In normal circumstances, when the economy’s at full employment (meaning unemployment is about 5%), when a particular product gets cheaper–whether through trade or technology–everyone’s better off. Employment in that sector will fall, but there’ll be other sectors in the economy which need more workers; they’ll invest more and hire more workers. If need be, the central bank will lower the interest rate, compensating for the reduced demand.
But suppose we were in the middle of a Great Depression, with unemployment at 30%. Suppose that the central bank can’t lower interest rates, and that the government is committed to balanced budgets, so it won’t stimulate the economy through deficit spending. So unemployment is stable at this level; nobody’s willing to either spend or invest, and this is true across all sectors.
Now suppose that there’s some new technical innovation which means we no longer need a large number of the workers who still have jobs–say another 10%. Under these circumstances, all that happens is that unemployment rises to 40%.

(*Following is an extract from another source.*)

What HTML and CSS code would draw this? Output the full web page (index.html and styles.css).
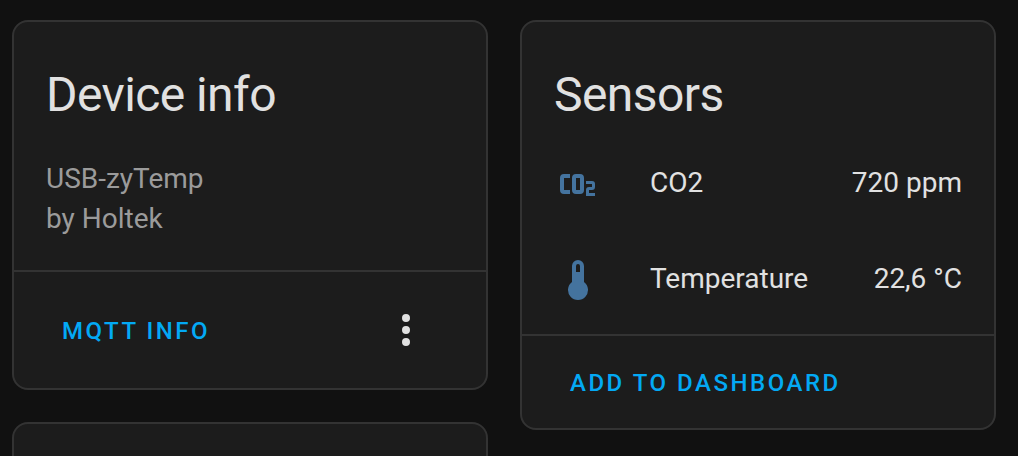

In the real world, of course, governments are willing to compensate for reduced demand by deficit spending, at least to some extent; they reduce the unemployment rate by borrowing money and spending it. So China’s artificially low exchange rate, or the hypothetical technical innovation, wouldn’t result in a higher unemployment rate; it would result in more government borrowing.
Or, for governments which are limited in how much they’re willing to borrow (like the US), it’ll result in some combination of increased borrowing and increased unemployment.
(Again, this line of argument does not apply in normal circumstances, when the economy’s at full employment; when that’s the case, improved efficiency through trade and technology is definitely a good thing.)